* GOAL OF THE EXERCISE *
Using the records provided below, locate and copy each line that contains the word "page".

* RECORDS FOR PROCESSING *
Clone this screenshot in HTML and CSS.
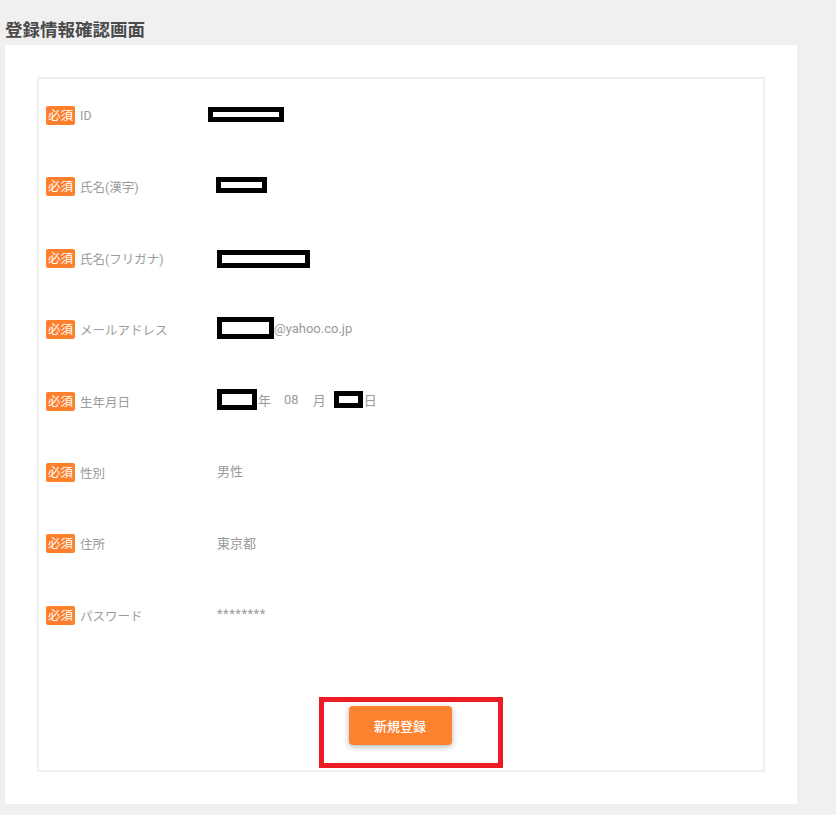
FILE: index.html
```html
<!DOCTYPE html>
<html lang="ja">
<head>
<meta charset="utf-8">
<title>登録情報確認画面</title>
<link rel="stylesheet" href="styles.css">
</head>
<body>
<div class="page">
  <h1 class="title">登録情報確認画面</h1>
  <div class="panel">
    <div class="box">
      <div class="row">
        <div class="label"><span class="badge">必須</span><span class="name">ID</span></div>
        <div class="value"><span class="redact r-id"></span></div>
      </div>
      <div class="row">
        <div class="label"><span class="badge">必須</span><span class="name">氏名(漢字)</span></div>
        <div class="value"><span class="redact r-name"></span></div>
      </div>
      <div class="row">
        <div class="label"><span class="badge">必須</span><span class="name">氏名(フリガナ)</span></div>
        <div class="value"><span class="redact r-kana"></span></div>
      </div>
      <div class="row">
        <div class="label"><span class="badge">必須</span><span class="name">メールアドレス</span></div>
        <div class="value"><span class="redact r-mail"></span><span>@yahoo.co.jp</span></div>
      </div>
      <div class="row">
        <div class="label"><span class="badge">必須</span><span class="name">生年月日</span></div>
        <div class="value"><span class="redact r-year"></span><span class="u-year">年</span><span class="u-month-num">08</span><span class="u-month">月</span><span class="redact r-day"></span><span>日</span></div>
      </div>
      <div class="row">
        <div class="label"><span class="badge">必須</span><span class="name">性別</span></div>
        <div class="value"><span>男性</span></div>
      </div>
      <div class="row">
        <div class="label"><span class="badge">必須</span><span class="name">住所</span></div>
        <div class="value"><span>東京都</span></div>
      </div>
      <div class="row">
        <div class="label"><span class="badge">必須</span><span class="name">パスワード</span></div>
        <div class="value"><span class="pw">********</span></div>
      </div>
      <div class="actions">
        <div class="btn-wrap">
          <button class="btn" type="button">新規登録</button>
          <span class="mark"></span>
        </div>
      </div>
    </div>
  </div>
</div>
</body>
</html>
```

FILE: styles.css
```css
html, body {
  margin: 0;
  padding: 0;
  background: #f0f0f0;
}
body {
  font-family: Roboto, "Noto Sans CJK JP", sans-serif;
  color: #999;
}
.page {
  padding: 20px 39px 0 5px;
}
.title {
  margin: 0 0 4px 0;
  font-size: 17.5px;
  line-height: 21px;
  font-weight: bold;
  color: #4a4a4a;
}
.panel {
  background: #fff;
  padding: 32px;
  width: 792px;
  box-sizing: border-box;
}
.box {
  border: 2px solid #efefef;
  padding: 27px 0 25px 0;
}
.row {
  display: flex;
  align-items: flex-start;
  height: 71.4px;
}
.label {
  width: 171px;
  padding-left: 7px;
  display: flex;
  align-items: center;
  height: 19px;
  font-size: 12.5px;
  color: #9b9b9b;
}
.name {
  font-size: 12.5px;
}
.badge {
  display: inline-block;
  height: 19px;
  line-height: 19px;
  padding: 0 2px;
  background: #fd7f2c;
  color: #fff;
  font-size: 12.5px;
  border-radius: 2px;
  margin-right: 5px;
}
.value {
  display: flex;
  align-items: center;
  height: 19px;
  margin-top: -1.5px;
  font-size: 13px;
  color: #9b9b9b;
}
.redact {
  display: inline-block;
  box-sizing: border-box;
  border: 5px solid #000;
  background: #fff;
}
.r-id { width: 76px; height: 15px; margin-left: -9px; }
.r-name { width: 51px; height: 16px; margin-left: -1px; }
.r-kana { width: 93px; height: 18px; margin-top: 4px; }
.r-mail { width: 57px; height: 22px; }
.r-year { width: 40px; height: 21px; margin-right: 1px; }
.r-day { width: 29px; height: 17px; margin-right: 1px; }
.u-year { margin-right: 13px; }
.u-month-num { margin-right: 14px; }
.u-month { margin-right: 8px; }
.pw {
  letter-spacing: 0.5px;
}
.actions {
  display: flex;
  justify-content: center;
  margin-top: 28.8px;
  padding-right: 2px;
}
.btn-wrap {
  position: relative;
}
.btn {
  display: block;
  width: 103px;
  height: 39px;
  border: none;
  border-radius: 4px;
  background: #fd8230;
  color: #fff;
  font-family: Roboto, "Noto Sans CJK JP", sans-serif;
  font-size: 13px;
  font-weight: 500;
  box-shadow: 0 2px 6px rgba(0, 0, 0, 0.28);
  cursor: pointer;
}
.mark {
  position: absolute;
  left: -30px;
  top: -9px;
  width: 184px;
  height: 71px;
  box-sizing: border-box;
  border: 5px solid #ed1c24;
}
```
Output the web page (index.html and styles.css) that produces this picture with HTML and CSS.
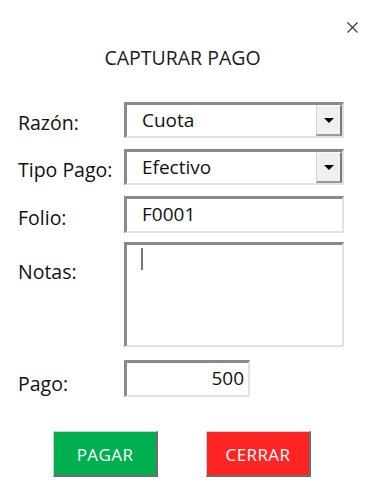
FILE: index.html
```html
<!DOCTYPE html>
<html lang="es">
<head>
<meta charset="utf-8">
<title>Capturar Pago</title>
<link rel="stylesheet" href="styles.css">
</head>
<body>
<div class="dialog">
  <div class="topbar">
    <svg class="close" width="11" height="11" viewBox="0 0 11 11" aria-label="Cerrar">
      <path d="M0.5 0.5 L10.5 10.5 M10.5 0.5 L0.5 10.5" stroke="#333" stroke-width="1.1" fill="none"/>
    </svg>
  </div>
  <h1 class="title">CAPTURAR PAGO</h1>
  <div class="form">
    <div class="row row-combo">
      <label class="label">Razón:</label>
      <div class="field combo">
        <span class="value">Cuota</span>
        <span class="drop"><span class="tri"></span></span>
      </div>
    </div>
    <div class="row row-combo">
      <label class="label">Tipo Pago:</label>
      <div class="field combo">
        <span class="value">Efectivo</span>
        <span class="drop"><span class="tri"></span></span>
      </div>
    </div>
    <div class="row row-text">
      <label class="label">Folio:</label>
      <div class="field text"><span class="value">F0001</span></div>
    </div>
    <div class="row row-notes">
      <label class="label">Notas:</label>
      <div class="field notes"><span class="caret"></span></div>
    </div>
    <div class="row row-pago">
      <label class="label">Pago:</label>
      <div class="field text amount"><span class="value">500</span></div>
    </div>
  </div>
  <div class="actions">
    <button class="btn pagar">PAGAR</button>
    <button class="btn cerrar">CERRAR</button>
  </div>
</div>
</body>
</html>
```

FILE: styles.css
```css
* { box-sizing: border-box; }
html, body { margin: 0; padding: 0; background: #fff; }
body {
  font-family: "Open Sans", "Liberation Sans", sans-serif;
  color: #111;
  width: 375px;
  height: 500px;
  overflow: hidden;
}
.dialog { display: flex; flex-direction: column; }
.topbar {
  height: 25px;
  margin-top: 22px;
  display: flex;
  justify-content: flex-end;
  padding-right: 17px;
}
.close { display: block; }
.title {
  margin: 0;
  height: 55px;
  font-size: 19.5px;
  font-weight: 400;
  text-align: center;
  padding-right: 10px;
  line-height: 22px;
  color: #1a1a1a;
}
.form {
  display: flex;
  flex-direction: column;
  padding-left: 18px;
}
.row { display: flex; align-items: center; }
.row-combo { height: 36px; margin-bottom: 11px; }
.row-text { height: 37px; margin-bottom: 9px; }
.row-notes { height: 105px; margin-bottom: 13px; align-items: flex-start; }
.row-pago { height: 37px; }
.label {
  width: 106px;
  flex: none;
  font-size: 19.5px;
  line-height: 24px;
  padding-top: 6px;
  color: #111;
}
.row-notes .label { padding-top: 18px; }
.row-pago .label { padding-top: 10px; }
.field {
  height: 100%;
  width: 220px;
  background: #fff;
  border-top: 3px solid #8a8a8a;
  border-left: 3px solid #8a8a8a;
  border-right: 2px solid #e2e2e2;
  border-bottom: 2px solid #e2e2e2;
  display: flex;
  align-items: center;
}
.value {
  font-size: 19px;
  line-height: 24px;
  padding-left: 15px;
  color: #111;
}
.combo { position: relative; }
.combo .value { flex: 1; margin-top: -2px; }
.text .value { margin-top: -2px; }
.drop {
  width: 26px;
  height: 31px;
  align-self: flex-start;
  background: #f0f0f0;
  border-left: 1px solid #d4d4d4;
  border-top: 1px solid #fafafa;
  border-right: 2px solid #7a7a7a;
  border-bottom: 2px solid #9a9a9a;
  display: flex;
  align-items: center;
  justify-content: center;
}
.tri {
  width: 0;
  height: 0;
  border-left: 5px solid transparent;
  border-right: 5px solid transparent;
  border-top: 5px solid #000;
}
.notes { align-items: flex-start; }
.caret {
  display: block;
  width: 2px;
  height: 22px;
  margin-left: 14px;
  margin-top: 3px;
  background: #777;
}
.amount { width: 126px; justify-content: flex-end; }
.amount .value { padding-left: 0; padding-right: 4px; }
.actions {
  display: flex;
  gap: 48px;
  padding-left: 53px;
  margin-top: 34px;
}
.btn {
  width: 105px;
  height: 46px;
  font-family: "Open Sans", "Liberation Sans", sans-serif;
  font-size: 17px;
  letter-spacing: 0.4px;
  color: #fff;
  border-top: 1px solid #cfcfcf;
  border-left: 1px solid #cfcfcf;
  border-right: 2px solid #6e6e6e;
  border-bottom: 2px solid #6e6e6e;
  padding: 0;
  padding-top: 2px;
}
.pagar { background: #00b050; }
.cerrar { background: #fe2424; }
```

* IN RESPONSE *
<div class="page">
.page {
Output the web page (index.html and styles.css) that produces this picture with HTML and CSS.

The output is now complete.